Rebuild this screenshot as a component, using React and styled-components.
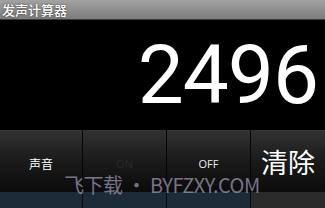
import React from "react";
import styled, { createGlobalStyle } from "styled-components";

const Global = createGlobalStyle`
  html, body {
    margin: 0;
    padding: 0;
    background: #000;
  }
  body {
    font-family: Roboto, "Noto Sans CJK SC", sans-serif;
  }
`;

const Screen = styled.div`
  position: relative;
  width: 325px;
  height: 208px;
  display: flex;
  flex-direction: column;
  overflow: hidden;
  background: #000;
`;

const TitleBar = styled.div`
  height: 20px;
  box-sizing: border-box;
  border-bottom: 1px solid #3a3a3a;
  background: linear-gradient(#a2a2a2, #7c7c7c);
  display: flex;
  align-items: center;
  padding-left: 2px;
  color: #fff;
  font-family: "Noto Sans CJK SC", sans-serif;
  font-size: 13px;
  font-weight: 500;
  text-shadow: 0 0 2px rgba(0, 0, 0, 0.7);
`;

const Display = styled.div`
  height: 110px;
  display: flex;
  align-items: center;
  justify-content: flex-end;
  padding-right: 7px;
  color: #fff;
  font-family: Roboto, sans-serif;
  font-size: 82px;
  line-height: 1;
  letter-spacing: -1px;
`;

const Keys = styled.div`
  display: grid;
  grid-template-columns: 82px 83px 83px 1fr;
  column-gap: 1px;
  background: #050505;
  height: 62px;
`;

const Key = styled.div`
  display: flex;
  align-items: center;
  justify-content: center;
  background: linear-gradient(#333 0%, #1c1c1c 45%, #0b0b0b 100%);
  color: ${(p) => p.$color || "#fff"};
  font-family: ${(p) => (p.$cjk ? `"Noto Sans CJK SC", sans-serif` : `"Open Sans", sans-serif`)};
  font-size: ${(p) => p.$size || 11}px;
  padding-top: ${(p) => p.$drop || 0}px;
`;

const Footer = styled.div`
  flex: 1;
  display: grid;
  grid-template-columns: 82px 83px 83px 1fr;
  column-gap: 1px;
  background: #0a0a0a;
`;

const FooterCell = styled.div`
  background: ${(p) => p.$bg};
`;

const Watermark = styled.div`
  position: absolute;
  left: 64px;
  top: 175px;
  color: rgba(170, 160, 190, 0.7);
  font-family: "Noto Sans CJK SC", sans-serif;
  font-size: 20px;
  line-height: 1;
  white-space: nowrap;
  letter-spacing: -0.5px;
`;

export default function App() {
  return (
    <>
      <Global />
      <Screen>
        <TitleBar>发声计算器</TitleBar>
        <Display>2496</Display>
        <Keys>
          <Key $cjk $size={12} $drop={4}>声音</Key>
          <Key $color="#2a2a2a" $drop={4}>ON</Key>
          <Key $color="#eee" $drop={4}>OFF</Key>
          <Key $cjk $size={27} $drop={0}>清除</Key>
        </Keys>
        <Footer>
          <FooterCell $bg="#1d2b38" />
          <FooterCell $bg="#1d2b38" />
          <FooterCell $bg="#1d2b38" />
          <FooterCell $bg="#2b2b2b" />
        </Footer>
        <Watermark>飞下载 • BYFZXY.COM</Watermark>
      </Screen>
    </>
  );
}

═══

Copy the material above in full and exactly, skipping pictures.

● RESULT
Rebuild this screenshot as a component, using React and styled-components.
import React from "react";
import styled, { createGlobalStyle } from "styled-components";

const Global = createGlobalStyle`
  html, body {
    margin: 0;
    padding: 0;
    background: #000;
  }
  body {
    font-family: Roboto, "Noto Sans CJK SC", sans-serif;
  }
`;

const Screen = styled.div`
  position: relative;
  width: 325px;
  height: 208px;
  display: flex;
  flex-direction: column;
  overflow: hidden;
  background: #000;
`;

const TitleBar = styled.div`
  height: 20px;
  box-sizing: border-box;
  border-bottom: 1px solid #3a3a3a;
  background: linear-gradient(#a2a2a2, #7c7c7c);
  display: flex;
  align-items: center;
  padding-left: 2px;
  color: #fff;
  font-family: "Noto Sans CJK SC", sans-serif;
  font-size: 13px;
  font-weight: 500;
  text-shadow: 0 0 2px rgba(0, 0, 0, 0.7);
`;

const Display = styled.div`
  height: 110px;
  display: flex;
  align-items: center;
  justify-content: flex-end;
  padding-right: 7px;
  color: #fff;
  font-family: Roboto, sans-serif;
  font-size: 82px;
  line-height: 1;
  letter-spacing: -1px;
`;

const Keys = styled.div`
  display: grid;
  grid-template-columns: 82px 83px 83px 1fr;
  column-gap: 1px;
  background: #050505;
  height: 62px;
`;

const Key = styled.div`
  display: flex;
  align-items: center;
  justify-content: center;
  background: linear-gradient(#333 0%, #1c1c1c 45%, #0b0b0b 100%);
  color: ${(p) => p.$color || "#fff"};
  font-family: ${(p) => (p.$cjk ? `"Noto Sans CJK SC", sans-serif` : `"Open Sans", sans-serif`)};
  font-size: ${(p) => p.$size || 11}px;
  padding-top: ${(p) => p.$drop || 0}px;
`;

const Footer = styled.div`
  flex: 1;
  display: grid;
  grid-template-columns: 82px 83px 83px 1fr;
  column-gap: 1px;
  background: #0a0a0a;
`;

const FooterCell = styled.div`
  background: ${(p) => p.$bg};
`;

const Watermark = styled.div`
  position: absolute;
  left: 64px;
  top: 175px;
  color: rgba(170, 160, 190, 0.7);
  font-family: "Noto Sans CJK SC", sans-serif;
  font-size: 20px;
  line-height: 1;
  white-space: nowrap;
  letter-spacing: -0.5px;
`;

export default function App() {
  return (
    <>
      <Global />
      <Screen>
        <TitleBar>发声计算器</TitleBar>
        <Display>2496</Display>
        <Keys>
          <Key $cjk $size={12} $drop={4}>声音</Key>
          <Key $color="#2a2a2a" $drop={4}>ON</Key>
          <Key $color="#eee" $drop={4}>OFF</Key>
          <Key $cjk $size={27} $drop={0}>清除</Key>
        </Keys>
        <Footer>
          <FooterCell $bg="#1d2b38" />
          <FooterCell $bg="#1d2b38" />
          <FooterCell $bg="#1d2b38" />
          <FooterCell $bg="#2b2b2b" />
        </Footer>
        <Watermark>飞下载 • BYFZXY.COM</Watermark>
      </Screen>
    </>
  );
}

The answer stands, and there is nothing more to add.